DATA SEGMENT:
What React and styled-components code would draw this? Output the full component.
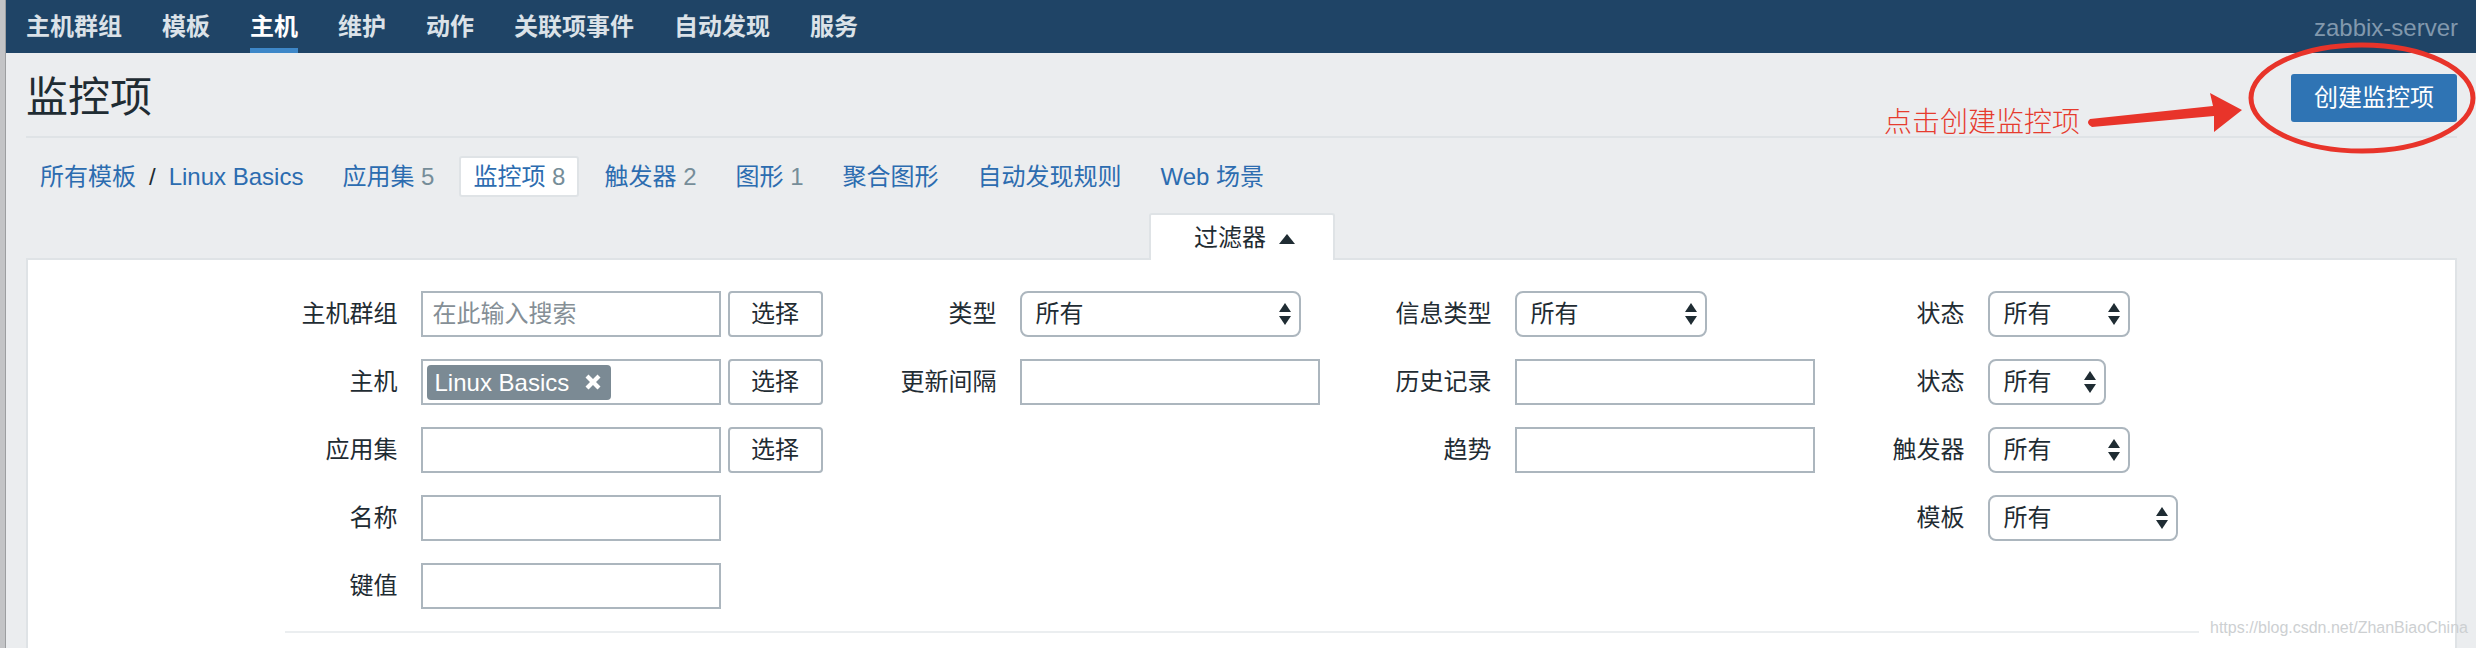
import React from "react";
import styled, { createGlobalStyle } from "styled-components";

const GlobalStyle = createGlobalStyle`
  html, body { margin: 0; padding: 0; }
  body {
    background: #ebedef;
    font-family: "Liberation Sans", "Noto Sans CJK SC", sans-serif;
    color: #1f2c33;
  }
  * { box-sizing: border-box; }
`;

const Window = styled.div`
  position: relative;
  display: flex;
  width: 2476px;
  height: 648px;
  overflow: hidden;
`;

const WindowEdge = styled.div`
  flex: none;
  width: 6px;
  background: #c3c4c6;
  border-right: 1px solid #9c9ea0;
`;

const Page = styled.div`
  flex: 1;
  min-width: 0;
  display: flex;
  flex-direction: column;
`;

const TopNav = styled.nav`
  flex: none;
  height: 53px;
  background: #1f4466;
  display: flex;
  align-items: stretch;
  padding-right: 18px;
`;

const NavList = styled.div`
  flex: 1;
  display: flex;
`;

const NavItem = styled.a`
  margin: 0 20px;
  height: 53px;
  display: flex;
  align-items: center;
  font-size: 24px;
  font-weight: 700;
  color: ${(p) => (p.$active ? "#ffffff" : "#dbe2e8")};
  border-bottom: 5px solid ${(p) => (p.$active ? "#3d87c8" : "transparent")};
  white-space: nowrap;
  cursor: pointer;
`;

const ServerName = styled.div`
  align-self: center;
  font-size: 24px;
  color: #8198ad;
  padding-top: 2px;
`;

const Main = styled.main`
  flex: 1;
  display: flex;
  flex-direction: column;
  padding: 0 19px 0 20px;
`;

const Header = styled.header`
  display: flex;
  justify-content: space-between;
  align-items: center;
  padding: 21px 0 14px;
  border-bottom: 2px solid #dfe3e6;
`;

const Title = styled.h1`
  margin: 0;
  font-size: 42px;
  font-weight: 400;
  line-height: 48px;
  color: #1f2c33;
`;

const CreateButton = styled.button`
  height: 48px;
  padding: 0 23px;
  background: #2f74b4;
  color: #ffffff;
  border: none;
  border-radius: 3px;
  font-family: inherit;
  font-size: 24px;
  line-height: 48px;
`;

const Breadcrumbs = styled.div`
  display: flex;
  align-items: center;
  gap: 11px;
  margin-top: 18px;
`;

const Crumb = styled.a`
  height: 41px;
  padding: 0 12px;
  display: flex;
  align-items: center;
  border: 2px solid ${(p) => (p.$active ? "#dfe3e6" : "transparent")};
  background: ${(p) => (p.$active ? "#ffffff" : "transparent")};
  border-radius: 3px;
  font-size: 24px;
  line-height: 37px;
  color: #2c6cb0;
  white-space: nowrap;
  cursor: pointer;
`;

const Slash = styled.span`
  margin: 0 13px;
  color: #1f2c33;
`;

const Count = styled.span`
  color: #768d99;
`;

const FilterTabRow = styled.div`
  display: flex;
  justify-content: center;
  margin-top: 16px;
`;

const FilterTab = styled.div`
  position: relative;
  z-index: 1;
  width: 186px;
  height: 47px;
  margin-bottom: -2px;
  display: flex;
  align-items: center;
  justify-content: center;
  gap: 13px;
  background: #ffffff;
  border: 2px solid #dfe3e6;
  border-bottom: none;
  border-radius: 3px 3px 0 0;
  font-size: 24px;
  line-height: 45px;
  color: #1f2c33;
  padding-left: 6px;
`;

const TriangleUp = styled.span`
  width: 0;
  height: 0;
  border-left: 8px solid transparent;
  border-right: 8px solid transparent;
  border-bottom: 10px solid #1f2c33;
  margin-top: 2px;
`;

const FilterPanel = styled.section`
  flex: 1;
  background: #ffffff;
  border: 2px solid #dfe3e6;
  border-bottom: none;
`;

const FilterGrid = styled.div`
  display: grid;
  grid-template-columns: 136px 458px 141px 334px 161px 354px 119px 211px;
  grid-auto-rows: 46px;
  row-gap: 22px;
  width: fit-content;
  margin: 0 auto;
  padding: 31px 0 22px;
  border-bottom: 2px solid #ebeef0;
`;

const Label = styled.label`
  grid-column: ${(p) => p.$col};
  grid-row: ${(p) => p.$row};
  align-self: center;
  text-align: right;
  padding-right: 23px;
  font-size: 24px;
  line-height: 46px;
  white-space: nowrap;
  color: #1f2c33;
`;

const Field = styled.div`
  grid-column: ${(p) => p.$col};
  grid-row: ${(p) => p.$row};
  display: flex;
  align-items: center;
  gap: 7px;
`;

const TextInput = styled.input`
  width: 300px;
  height: 46px;
  border: 2px solid #acb6be;
  padding: 0 10px;
  background: #ffffff;
  font-family: inherit;
  font-size: 24px;
  color: #1f2c33;
  outline: none;
  &::placeholder { color: #858f96; }
`;

const MultiSelect = styled.div`
  width: 300px;
  height: 46px;
  border: 2px solid #acb6be;
  padding: 0 4px;
  display: flex;
  align-items: center;
  background: #ffffff;
`;

const Tag = styled.span`
  height: 35px;
  padding: 0 8px;
  display: flex;
  align-items: center;
  gap: 14px;
  background: #7b8a94;
  border-radius: 4px;
  color: #ffffff;
  font-size: 24px;
  line-height: 35px;
  white-space: nowrap;
`;

const PickButton = styled.button`
  width: 95px;
  height: 46px;
  border: 2px solid #acb6be;
  border-radius: 4px;
  background: #ffffff;
  font-family: inherit;
  font-size: 24px;
  line-height: 42px;
  color: #1f2c33;
  padding: 0;
`;

const SelectBox = styled.div`
  width: ${(p) => p.$width}px;
  height: 46px;
  border: 2px solid #acb6be;
  border-radius: 8px;
  background: #ffffff;
  display: flex;
  align-items: center;
  justify-content: space-between;
  padding: 0 8px 0 14px;
  font-size: 24px;
  line-height: 42px;
  color: #1f2c33;
  white-space: nowrap;
`;

const Overlay = styled.svg`
  position: absolute;
  left: 0;
  top: 0;
  pointer-events: none;
`;

const AnnotationText = styled.div`
  position: absolute;
  left: 1884px;
  top: 104px;
  font-family: "Noto Sans CJK SC", sans-serif;
  font-size: 28px;
  font-weight: 300;
  line-height: 32px;
  color: #e63b2e;
  white-space: nowrap;
`;

const Watermark = styled.div`
  position: absolute;
  left: 2210px;
  top: 619px;
  font-size: 16px;
  color: #cdd0d2;
  white-space: nowrap;
`;

const Arrows = () => (
  <svg width="12" height="22" viewBox="0 0 12 22">
    <path d="M6 0 L12 9 L0 9 Z" fill="#1f2c33" />
    <path d="M0 13 L12 13 L6 22 Z" fill="#1f2c33" />
  </svg>
);

const RemoveIcon = () => (
  <svg width="20" height="20" viewBox="0 0 20 20">
    <path
      d="M2.5 5.5 L5.5 2.5 L10 7 L14.5 2.5 L17.5 5.5 L13 10 L17.5 14.5 L14.5 17.5 L10 13 L5.5 17.5 L2.5 14.5 L7 10 Z"
      fill="#ffffff"
    />
  </svg>
);

const Select = ({ width, value = "所有" }) => (
  <SelectBox $width={width}>
    <span>{value}</span>
    <Arrows />
  </SelectBox>
);

const navItems = ["主机群组", "模板", "主机", "维护", "动作", "关联项事件", "自动发现", "服务"];

const tabs = [
  { label: "应用集", count: 5 },
  { label: "监控项", count: 8, active: true },
  { label: "触发器", count: 2 },
  { label: "图形", count: 1 },
  { label: "聚合图形" },
  { label: "自动发现规则" },
  { label: "Web 场景" },
];

const cells = [
  { col: 1, row: 1, label: "主机群组", field: <><TextInput placeholder="在此输入搜索" /><PickButton>选择</PickButton></> },
  { col: 1, row: 2, label: "主机", field: <><MultiSelect><Tag>Linux Basics<RemoveIcon /></Tag></MultiSelect><PickButton>选择</PickButton></> },
  { col: 1, row: 3, label: "应用集", field: <><TextInput /><PickButton>选择</PickButton></> },
  { col: 1, row: 4, label: "名称", field: <TextInput /> },
  { col: 1, row: 5, label: "键值", field: <TextInput /> },
  { col: 3, row: 1, label: "类型", field: <Select width={281} /> },
  { col: 3, row: 2, label: "更新间隔", field: <TextInput /> },
  { col: 5, row: 1, label: "信息类型", field: <Select width={192} /> },
  { col: 5, row: 2, label: "历史记录", field: <TextInput /> },
  { col: 5, row: 3, label: "趋势", field: <TextInput /> },
  { col: 7, row: 1, label: "状态", field: <Select width={142} /> },
  { col: 7, row: 2, label: "状态", field: <Select width={118} /> },
  { col: 7, row: 3, label: "触发器", field: <Select width={142} /> },
  { col: 7, row: 4, label: "模板", field: <Select width={190} /> },
];

export default function App() {
  return (
    <>
      <GlobalStyle />
      <Window>
        <WindowEdge />
        <Page>
          <TopNav>
            <NavList>
              {navItems.map((item) => (
                <NavItem key={item} $active={item === "主机"}>
                  {item}
                </NavItem>
              ))}
            </NavList>
            <ServerName>zabbix-server</ServerName>
          </TopNav>
          <Main>
            <Header>
              <Title>监控项</Title>
              <CreateButton>创建监控项</CreateButton>
            </Header>
            <Breadcrumbs>
              <Crumb>
                所有模板<Slash>/</Slash>Linux Basics
              </Crumb>
              {tabs.map((t) => (
                <Crumb key={t.label} $active={t.active}>
                  {t.label}
                  {t.count !== undefined && <Count>&nbsp;{t.count}</Count>}
                </Crumb>
              ))}
            </Breadcrumbs>
            <FilterTabRow>
              <FilterTab>
                过滤器
                <TriangleUp />
              </FilterTab>
            </FilterTabRow>
            <FilterPanel>
              <FilterGrid>
                {cells.map((c, i) => (
                  <React.Fragment key={i}>
                    <Label $col={c.col} $row={c.row}>{c.label}</Label>
                    <Field $col={c.col + 1} $row={c.row}>{c.field}</Field>
                  </React.Fragment>
                ))}
              </FilterGrid>
            </FilterPanel>
          </Main>
        </Page>

        <Overlay width="2476" height="648" viewBox="0 0 2476 648">
          <ellipse cx="2362" cy="98" rx="111" ry="53" fill="none" stroke="#e8342a" strokeWidth="5" />
          <path
            d="M2090 119 L2213 106 L2210 93 L2242 110 L2214 132 L2214 116 L2092 127 Q2085 123 2090 119 Z"
            fill="#e8342a"
          />
        </Overlay>
        <AnnotationText>点击创建监控项</AnnotationText>
        <Watermark>https://blog.csdn.net/ZhanBiaoChina</Watermark>
      </Window>
    </>
  );
}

AIM OF THE EXERCISE:
From the listing, copy each line containing the word "React".

ANSWER BELOW:
What React and styled-components code would draw this? Output the full component.
import React from "react";
                  <React.Fragment key={i}>
                  </React.Fragment>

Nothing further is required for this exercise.